ピットレーンから走り始めただけで、ステアリングから得られる600LTのインフォメーションが570Sよりはるかに豊富で、路面の感触が逐一伝わってくることが実感できた。そのいかにもダイレクトなフィーリングは、まるでレーシングカートかフォーミュラカーのようでもある。

本コースへの合流でスロットルを踏み込めば、ターボエンジンであることがまったく信じられないほどシャープな加速感が発揮されることに驚く。そのいかにも軽快な感触は100kgの軽量化が無駄ではなかったことの証明だろう。

コーナーに向かってステアリングを切り込むと、600LTはドライバーの意思に忠実に従ってみせるが、その反応は実に軽快で、ここでもレーシングカーやレーシングカートによく似た反応を示す。左右に切り返すS字コーナーや大きく回り込むタイトコーナーでもノーズの重さを一切感じさせることなく、アンダーステアは極めて軽い。そこからさらにプッシュすれば、ステアリング特性は次第にニュートラルからオーバーステアに近づき、瞬間的にステアリングを戻したくなる状況が何度か現れた。これが、もしもひとつのコーナーを捨てても次のコーナーで取り戻せるタイプのサーキットであれば、蛮勇を振るって意識的にオーバーステアを引き出そうとしただろうが、集中力を途切らせることを許さないコースレイアウトゆえ、私の技量ではとてもそこまで試すことはできなかった。

それでも600LTのレシポンシブな挙動はサーキット走行でこそ真価を発揮するものといえる。ハードコーナリングを試しても4輪がバランスよく接地している点や、超高速域からのブレーキングが極めて安定していることもまったく同様。その意味では、絶対的なパフォーマンスに大きな差はあるものの、およそ1億円で500台が限定販売されたアルティメイトシリーズのマクラーレン・セナによく似たキャラクターである。
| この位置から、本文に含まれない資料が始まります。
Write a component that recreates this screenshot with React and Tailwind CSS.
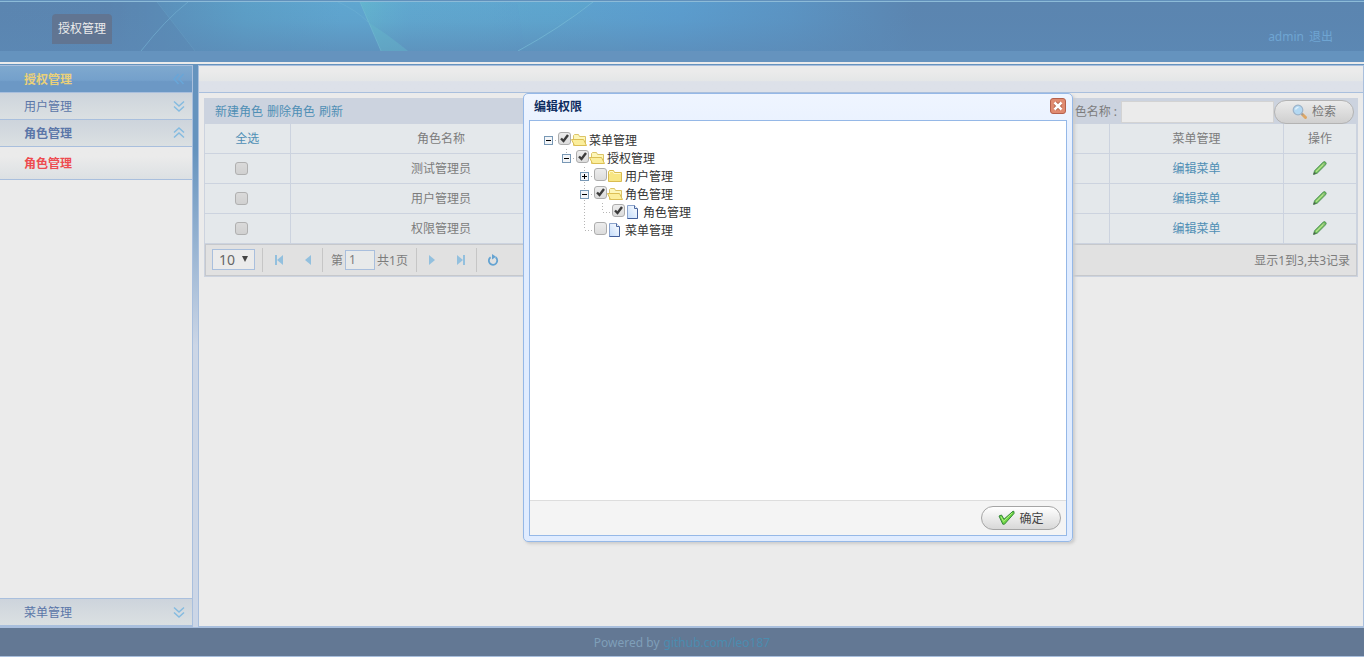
const roles = [
  { id: 1, name: "测试管理员" },
  { id: 2, name: "用户管理员" },
  { id: 3, name: "权限管理员" },
];

const treeNodes = [
  { id: "root", label: "菜单管理", level: 0, icon: "open", checked: true, toggle: "minus" },
  { id: "auth", label: "授权管理", level: 1, icon: "open", checked: true, toggle: "minus" },
  { id: "user", label: "用户管理", level: 2, icon: "closed", checked: false, toggle: "plus" },
  { id: "role", label: "角色管理", level: 2, icon: "open", checked: true, toggle: "minus" },
  { id: "role-leaf", label: "角色管理", level: 3, icon: "file", checked: true },
  { id: "menu", label: "菜单管理", level: 2, icon: "file", checked: false },
];

const BannerArt = () => (
  <svg
    className="absolute inset-0 h-full w-full"
    viewBox="0 0 1364 49"
    preserveAspectRatio="none"
    aria-hidden="true"
  >
    <defs>
      <linearGradient id="sky" x1="0" x2="1" y1="0" y2="0">
        <stop offset="0" stopColor="#5b85b0" />
        <stop offset="0.08" stopColor="#5b86b1" />
        <stop offset="0.13" stopColor="#5b93bd" />
        <stop offset="0.18" stopColor="#5c9fc7" />
        <stop offset="0.25" stopColor="#5fa6d0" />
        <stop offset="0.36" stopColor="#5fa6cf" />
        <stop offset="0.5" stopColor="#5b9dce" />
        <stop offset="0.58" stopColor="#5b94c3" />
        <stop offset="0.67" stopColor="#5b85b0" />
        <stop offset="1" stopColor="#5b85b0" />
      </linearGradient>
      <linearGradient id="dusk" x1="0" x2="0" y1="0" y2="1">
        <stop offset="0" stopColor="#5c89b5" stopOpacity="0" />
        <stop offset="0.4" stopColor="#5c89b5" stopOpacity="0.12" />
        <stop offset="1" stopColor="#5c89b5" stopOpacity="0.65" />
      </linearGradient>
      <linearGradient id="teal" x1="0" x2="1" y1="0" y2="0">
        <stop offset="0" stopColor="#63b6ce" stopOpacity="0.9" />
        <stop offset="0.3" stopColor="#61abd0" stopOpacity="0.4" />
        <stop offset="1" stopColor="#61abd0" stopOpacity="0" />
      </linearGradient>
    </defs>
    <rect width="1364" height="49" fill="url(#sky)" />
    <path d="M100 0H157L195 49H100Z" fill="#5a80ac" opacity="0.35" />
    <path d="M360 0L381 49H525L517 0Z" fill="url(#teal)" />
    <path d="M517 0L525 49L593 0Z" fill="#60abd0" opacity="0.4" />
    <path d="M575 0L628 49H518L593 0Z" fill="#60a5cf" opacity="0.2" />
    <rect width="1364" height="49" fill="url(#dusk)" />
    <path d="M360 0L368 20Q390 34 408 49H381Z" fill="#67b8cb" opacity="0.4" />
    <path d="M338 0Q356 8 368 20" fill="none" stroke="#78bad6" strokeOpacity="0.3" />
    <path d="M360 0L381 49" fill="none" stroke="#7cc4d6" strokeOpacity="0.4" />
    <path d="M188 0Q165 18 141 49" fill="none" stroke="#72aed0" strokeOpacity="0.7" />
    <path d="M157 0L195 49" fill="none" stroke="#72aed0" strokeOpacity="0.25" />
    <path d="M593 0Q560 26 518 49" fill="none" stroke="#78bad6" strokeOpacity="0.7" />
  </svg>
);

const Chevrons = ({ direction }) => {
  const rotation = { down: "", up: "rotate-180", left: "rotate-90" }[direction];
  return (
    <svg width="16" height="16" viewBox="0 0 16 16" className={rotation}>
      <path
        d="M3 3.5L8 8L13 3.5M3 8.5L8 13L13 8.5"
        fill="none"
        stroke="currentColor"
        strokeWidth="1.5"
      />
    </svg>
  );
};

const Toggle = ({ kind }) => (
  <svg width="9" height="9" viewBox="0 0 9 9" shapeRendering="crispEdges">
    <rect x="0.5" y="0.5" width="8" height="8" fill="#f3f5f8" stroke="#7898b5" />
    <path d="M2 4.5H7" stroke="#000" />
    {kind === "plus" && <path d="M4.5 2V7" stroke="#000" />}
  </svg>
);

const NodeIcon = ({ icon }) => {
  switch (icon) {
    case "open":
      return (
        <svg width="16" height="14" viewBox="0 0 16 14">
          <path d="M2.5 12.5V2.5L3.5 1.5H7.5L8.5 3.5H14.5V12.5Z" fill="#fdf6b8" stroke="#dcc468" />
          <path d="M0.5 6.5H12.5L15.5 12.5H3.5Z" fill="#fbee9c" stroke="#dcbf55" />
        </svg>
      );
    case "closed":
      return (
        <svg width="16" height="14" viewBox="0 0 16 14">
          <path d="M1.5 12.5V2.5L2.5 1.5H6.5L7.5 3.5H14.5V12.5Z" fill="#f8e684" stroke="#d9bb50" />
          <path d="M2.5 5V3L3 2.5H6L7 4.5H13.5" fill="none" stroke="#fff8c8" />
        </svg>
      );
    default:
      return (
        <svg width="16" height="14" viewBox="0 0 16 14">
          <defs>
            <linearGradient id="paper" x1="1" y1="0" x2="0" y2="1">
              <stop offset="0" stopColor="#ffffff" />
              <stop offset="1" stopColor="#c4dcfa" />
            </linearGradient>
          </defs>
          <path d="M2.5 0.5H9.5L12.5 3.5V13.5H2.5Z" fill="url(#paper)" stroke="#8ba3cc" />
          <path d="M9.5 0.5V3.5H12.5" fill="#e8f0fc" stroke="#4d699f" />
          <path d="M2.5 13.5H12.5V4" fill="none" stroke="#44609c" />
        </svg>
      );
  }
};

const CheckBox = ({ id, label, checked = false, muted = false }) => (
  <span className="relative inline-flex h-[13px] w-[13px] shrink-0">
    <input
      id={id}
      type="checkbox"
      aria-label={label}
      defaultChecked={checked}
      className={
        muted
          ? "peer h-[13px] w-[13px] appearance-none rounded-[3px] border border-[#b0b0b0] bg-linear-to-b from-[#dadada] to-[#d0d0d0]"
          : "peer h-[13px] w-[13px] appearance-none rounded-[3px] border border-[#adadad] bg-linear-to-b from-[#ededed] to-[#dcdcdc]"
      }
    />
    <svg
      className="pointer-events-none absolute inset-0 hidden peer-checked:block"
      width="13"
      height="13"
      viewBox="0 0 13 13"
    >
      <path d="M3 6.5L5.5 9L10 3" fill="none" stroke="#3c3c3c" strokeWidth="2.4" />
    </svg>
  </span>
);

const TreeLines = ({ node }) => {
  const dots = { stroke: "#b5b5b5", strokeDasharray: "1 2", fill: "none" };
  return (
    <>
      {Array.from({ length: node.level }).map((_, i) => (
        <svg key={i} width="18" height="18" className="shrink-0">
          {i === 2 && <path d="M8.5 0V18" {...dots} />}
        </svg>
      ))}
      <span className="relative flex h-[18px] w-[18px] shrink-0 items-center pl-1">
        <svg width="18" height="18" className="absolute inset-0">
          {node.level > 0 && <path d="M8.5 0V9" {...dots} />}
          {node.toggle && node.level === 2 && <path d="M8.5 9V18" {...dots} />}
          <path d="M9 9.5H18" {...dots} />
        </svg>
        {node.toggle && (
          <span className="relative">
            <Toggle kind={node.toggle} />
          </span>
        )}
      </span>
    </>
  );
};

const SideItem = ({ label, bold, direction }) => (
  <button
    type="button"
    className="flex h-[27px] w-full shrink-0 items-center justify-between border-b border-[#a9bfdd] bg-linear-to-b from-[#cdd4dc] to-[#dbe0e2] pr-[5px] pl-6 text-[#5b76a8]"
  >
    <span className={bold ? "pt-0.5 font-bold" : "pt-0.5"}>{label}</span>
    <span className="text-[#85bbe0]">
      <Chevrons direction={direction} />
    </span>
  </button>
);

const Sidebar = () => (
  <nav className="flex w-[193px] shrink-0 flex-col border-t border-r border-[#a9bfdd] bg-[#ebebeb]">
    <div className="flex h-[27px] shrink-0 items-center justify-between border-b border-[#a9bfdd] bg-linear-to-b from-[#7fa9cf] via-[#74a0cb] via-55% to-[#6c98c5] to-60% pr-[5px] pl-6 text-[#ead079]">
      <span className="pt-0.5 font-bold">授权管理</span>
      <span className="text-[#68a6d8]">
        <Chevrons direction="left" />
      </span>
    </div>
    <SideItem label="用户管理" direction="down" />
    <SideItem label="角色管理" bold direction="up" />
    <a
      href="#role"
      className="flex h-[33px] shrink-0 items-center border-b border-[#a9bfdd] bg-linear-to-b from-[#ebebeb] from-30% to-[#dce0e3] pt-0.5 pl-6 font-bold text-[#ee4b50]"
    >
      角色管理
    </a>
    <div className="grow" />
    <div className="border-t border-b border-[#a9bfdd]">
      <SideItem label="菜单管理" direction="down" />
    </div>
  </nav>
);

const SearchIcon = () => (
  <svg width="16" height="16" viewBox="0 0 16 16">
    <path d="M10.5 10.5L13.5 13.5" stroke="#dea765" strokeWidth="3" strokeLinecap="round" />
    <path d="M9 9L11 11" stroke="#9a9a9a" strokeWidth="1.6" />
    <circle cx="6" cy="6" r="4.8" fill="#b3d8f2" stroke="#9db3c9" strokeWidth="1.2" />
    <path d="M3.5 5.5Q4 3.5 6.5 3.2" fill="none" stroke="#e3f2fc" strokeWidth="1.4" />
  </svg>
);

const PencilIcon = () => (
  <svg width="16" height="16" viewBox="0 0 16 16">
    <path d="M1.5 14.5L2.5 10.8L11.2 2.1Q12.3 1.1 13.5 2.1Q14.7 3.2 13.8 4.6L5.2 13.2Z" fill="#66bb55" stroke="#5a9560" />
    <path d="M4 11.8L12.3 3.5" stroke="#b5e08a" strokeWidth="1.5" />
    <path d="M11 3.5L12.8 5.3" stroke="#8b9a8b" />
    <path d="M1.5 14.5L2.2 12L4 13.8Z" fill="#4f5a4f" />
  </svg>
);

const OkIcon = () => (
  <svg width="17" height="16" viewBox="0 0 17 16">
    <path d="M1 6L3.5 5L6 9.2L15 1.2L16 1.5V3.5L6.5 14.2H4.8Z" fill="#6fd544" stroke="#35883a" />
    <path d="M3 6.8L5.6 11.5L14 3" fill="none" stroke="#aef080" />
  </svg>
);

const ReloadIcon = () => (
  <svg width="12" height="12" viewBox="0 0 12 12">
    <path d="M3.6 3.2A4.2 4.2 0 1 0 8.6 3.3" fill="none" stroke="currentColor" strokeWidth="1.8" />
    <path d="M5 0L9 2.8L5 5.4Z" fill="currentColor" />
  </svg>
);

const PillButton = ({ children, muted }) => (
  <button
    type="button"
    className={
      muted
        ? "flex h-6 w-20 items-center justify-center gap-1 rounded-full border border-[#b3b3b3] bg-linear-to-b from-[#ebebeb] to-[#cfcfcf] text-[#777777]"
        : "flex h-6 w-20 items-center justify-center gap-1 rounded-full border border-[#a5a5a5] bg-linear-to-b from-white to-[#d8d8d8] text-[#444444]"
    }
  >
    {children}
  </button>
);

const Separator = () => <span className="h-6 w-px bg-[#c6c6c6]" />;

const PageButton = ({ label, bar, flip }) => (
  <button type="button" aria-label={label} className="flex h-6 w-[29px] items-center justify-center text-[#93c0de]">
    <svg width="10" height="12" viewBox="0 0 10 12" className={flip ? "rotate-180" : ""}>
      <path d={bar ? "M9 1V11L3 6Z" : "M8 1V11L2 6Z"} fill="currentColor" />
      {bar && <rect x="1" y="1" width="2" height="10" fill="currentColor" />}
    </svg>
  </button>
);

const Pager = () => (
  <div className="flex h-8 items-center border border-[#c6c8cc] bg-[#e1e1e1] pr-1.5 pl-1.5">
    <span className="relative flex">
      <select
        aria-label="每页条数"
        defaultValue="10"
        className="h-[21px] w-[43px] appearance-none border border-[#a9bfdd] bg-[#ebebeb] pl-1.5 text-sm leading-4 text-[#666666]"
      >
        <option>10</option>
        <option>20</option>
      </select>
      <svg
        width="6"
        height="6"
        viewBox="0 0 6 6"
        className="pointer-events-none absolute top-[7px] right-[7px]"
      >
        <path d="M0 0H6L3 6Z" fill="#444444" />
      </svg>
    </span>
    <span className="w-[7px]" />
    <Separator />
    <span className="w-px" />
    <PageButton label="首页" bar />
    <PageButton label="上一页" />
    <Separator />
    <label htmlFor="page" className="pt-0.5 pl-2">
      第
    </label>
    <input
      id="page"
      defaultValue="1"
      className="mx-0.5 h-5 w-[30px] border border-[#a9bfdd] bg-[#e8eaea] pl-[3px]"
    />
    <span className="pt-0.5 pr-2">共1页</span>
    <Separator />
    <span className="w-px" />
    <PageButton label="下一页" flip />
    <PageButton label="末页" bar flip />
    <Separator />
    <button type="button" aria-label="刷新" className="flex w-8 justify-center text-[#64a3d2]">
      <ReloadIcon />
    </button>
    <span className="ml-auto pt-0.5">显示1到3,共3记录</span>
  </div>
);

const RoleGrid = () => (
  <section className="border border-[#ccd3df] bg-[#ccd3df]">
    <div className="flex h-[25px] items-center justify-between pr-[3px] pl-2.5">
      <div className="flex gap-1 pt-px text-[#4f8fb5]">
        <a href="#new">新建角色</a>
        <a href="#delete">删除角色</a>
        <a href="#refresh">刷新</a>
      </div>
      <div className="flex items-center">
        <label htmlFor="role-name" className="pt-px pr-1">
          角色名称 :
        </label>
        <input id="role-name" className="h-[22px] w-[153px] border border-[#d3d3d3] bg-[#ebebeb]" />
        <PillButton muted>
          <SearchIcon />
          <span className="pt-px">检索</span>
        </PillButton>
      </div>
    </div>
    <table className="w-full table-fixed border-collapse bg-[#e4e8eb] text-center [&_td]:border-r [&_td]:border-b [&_td]:border-[#ccd3df] [&_th]:border-r [&_th]:border-b [&_th]:border-[#ccd3df]">
      <colgroup>
        <col className="w-[85px]" />
        <col className="w-[302px]" />
        <col />
        <col className="w-[174px]" />
        <col className="w-[73px]" />
      </colgroup>
      <thead>
        <tr className="h-[29px]">
          <th className="pt-px font-normal">
            <a href="#all" className="text-[#4f8fb5]">
              全选
            </a>
          </th>
          <th className="pt-px font-normal">角色名称</th>
          <th />
          <th className="pt-px font-normal">菜单管理</th>
          <th className="pt-px font-normal">操作</th>
        </tr>
      </thead>
      <tbody>
        {roles.map((role) => (
          <tr key={role.id} className="h-[30px]">
            <td className="pr-[11px]">
              <span className="flex justify-center">
                <CheckBox id={`role-${role.id}`} label={role.name} muted />
              </span>
            </td>
            <td className="pt-0.5">{role.name}</td>
            <td />
            <td className="pt-0.5">
              <a href="#menu" className="text-[#4f8fb5]">
                编辑菜单
              </a>
            </td>
            <td>
              <button type="button" aria-label="编辑" className="block w-full">
                <span className="flex justify-center">
                  <PencilIcon />
                </span>
              </button>
            </td>
          </tr>
        ))}
      </tbody>
    </table>
    <Pager />
  </section>
);

const PermissionDialog = () => (
  <div
    role="dialog"
    aria-labelledby="dialog-title"
    className="absolute top-[93px] left-[523px] flex h-[449px] w-[550px] flex-col rounded-[5px] border border-[#95b8e7] bg-linear-to-b from-[#eff5ff] to-[#e0ecff] to-20% px-[5px] pb-[5px] shadow-[2px_2px_3px_#cccccc]"
  >
    <div className="flex h-[26px] shrink-0 items-center justify-between pr-px pl-[5px]">
      <h2 id="dialog-title" className="font-bold text-[#0e2d5f]">
        编辑权限
      </h2>
      <button type="button" aria-label="关闭" className="pb-0.5">
        <svg width="16" height="16" viewBox="0 0 16 16">
          <rect x="0.5" y="0.5" width="15" height="15" rx="2.5" fill="#e08b70" stroke="#b5604c" />
          <path d="M5 5L11 11M11 5L5 11" stroke="#a9563f" strokeWidth="4" />
          <path d="M4.5 4.5L11.5 11.5M11.5 4.5L4.5 11.5" stroke="#fff" strokeWidth="2.5" />
        </svg>
      </button>
    </div>
    <div className="flex grow flex-col border border-[#95b8e7] bg-white">
      <ul className="grow p-2.5 text-[#333333]">
        {treeNodes.map((node) => (
          <li key={node.id} className="flex h-[18px] items-center">
            <TreeLines node={node} />
            <span className="flex h-full w-[13px] items-start pt-px">
              <CheckBox id={`node-${node.id}`} checked={node.checked} />
            </span>
            <NodeIcon icon={node.icon} />
            <label htmlFor={`node-${node.id}`} className="pt-0.5 pl-0.5">
              {node.label}
            </label>
          </li>
        ))}
      </ul>
      <div className="flex h-[35px] items-center justify-end border-t border-[#dddddd] bg-[#f4f4f4] pr-[5px]">
        <PillButton>
          <OkIcon />
          <span className="pt-0.5">确定</span>
        </PillButton>
      </div>
    </div>
  </div>
);

export default function App() {
  return (
    <div className="relative flex h-screen flex-col overflow-hidden bg-[#ebebeb] font-['Noto_Sans','Noto_Sans_CJK_SC',sans-serif] text-xs text-[#7c7c7c]">
      <header className="shrink-0 border-b-2 border-[#ebebeb]">
        <div className="h-px bg-[#6190bb]" />
        <div className="relative flex h-[50px] items-center justify-between border-t border-[#8cbbd8] pr-[31px] pl-[52px]">
          <BannerArt />
          <a
            href="#auth"
            className="relative mt-1 flex h-[30px] items-center rounded-t-sm bg-[#617592] px-1.5 text-[#ebebeb]"
          >
            授权管理
          </a>
          <div className="relative flex gap-[5px] pt-[21px] text-[#6fa5d2]">
            <span>admin</span>
            <a href="#logout">退出</a>
          </div>
        </div>
        <div className="h-[11px] bg-[#6593be]" />
      </header>

      <div className="flex grow border-t border-[#6593be]">
        <Sidebar />
        <div className="w-[5px] shrink-0 bg-linear-to-b from-[#6593be] from-15% to-[#ccd6e6] to-50%" />
        <main className="grow border border-[#a9bfdd]">
          <div className="h-[27px] border-b border-[#a9bfdd] bg-linear-to-b from-[#ebebeb] from-20% via-[#e4e6e7] via-58% to-[#dde1e9] to-60%" />
          <div className="p-[5px]">
            <RoleGrid />
          </div>
        </main>
      </div>

      <footer className="flex h-[30px] shrink-0 items-center justify-center gap-1 border-y border-[#a9bfdd] bg-[#637894] pt-0.5 text-[#7f9fb9]">
        <span>Powered by</span>
        <a href="#github" className="text-[#4b8caf]">
          github.com/leo187
        </a>
      </footer>

      <PermissionDialog />
    </div>
  );
}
ただし、600LTの価格はおよそ3000万円と、従来のロングテール・モデルやセナと比べて極めてお手頃。しかも675LTやセナと違って生産台数が限定されるのではなく、オーダー受付が今年の10月から来年の10月までの期間限定となる点も大きな特徴だ。マクラーレンで本格的なサーキット走行を楽しみたいと望むファンにとって、600LTほど現実的な選択肢はほかにないだろう。